Yang Y.-C.E.,Illinois State Water Survey |
Lin Y.-F.F.,Illinois State Water Survey
Transactions in GIS | Year: 2011
This article presents two decision support plug-ins in free GIS software: ArcGIS Explorer Desktop. The ubiquitous WebGIS Analysis Toolkit for Extensive Resources (uWATER) focuses on providing GIS analysis functions: spatial and attribute queries in the public services tool for users with limited access to commercial GIS software. The interface of uWATER is general enough to support decision-making in numerous management issues in natural resources, economics and agriculture. The uWATER-Pumping Assessment (uWATER-PA) toolkit, on the other hand, is an extended package targeting the specific environmental issue of groundwater pumping impacts.
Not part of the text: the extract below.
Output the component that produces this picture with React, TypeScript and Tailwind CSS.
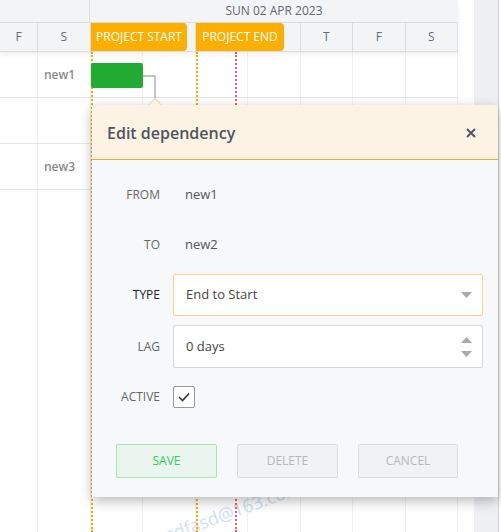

The uWATER-PA package is an excellent alternative to evaluating complex groundwater pumping assessment issues before investing significant time, labor, and funds in monitoring and detailed scientific study. It incorporates simulation of the physics of groundwater flow and user interaction into GIS software. A graphical user interface makes both data entry and interpretation of results intuitive to non-technical individuals. Results are presented as colored drawdown maps and can be saved in GIS format for future dissemination. The impact of drawdown on existing wells can be characterized and mapped, through the use of uWATER's spatial query capabilities and the drawdown maps generated by uWATER-PA. © 2011 Blackwell Publishing Ltd.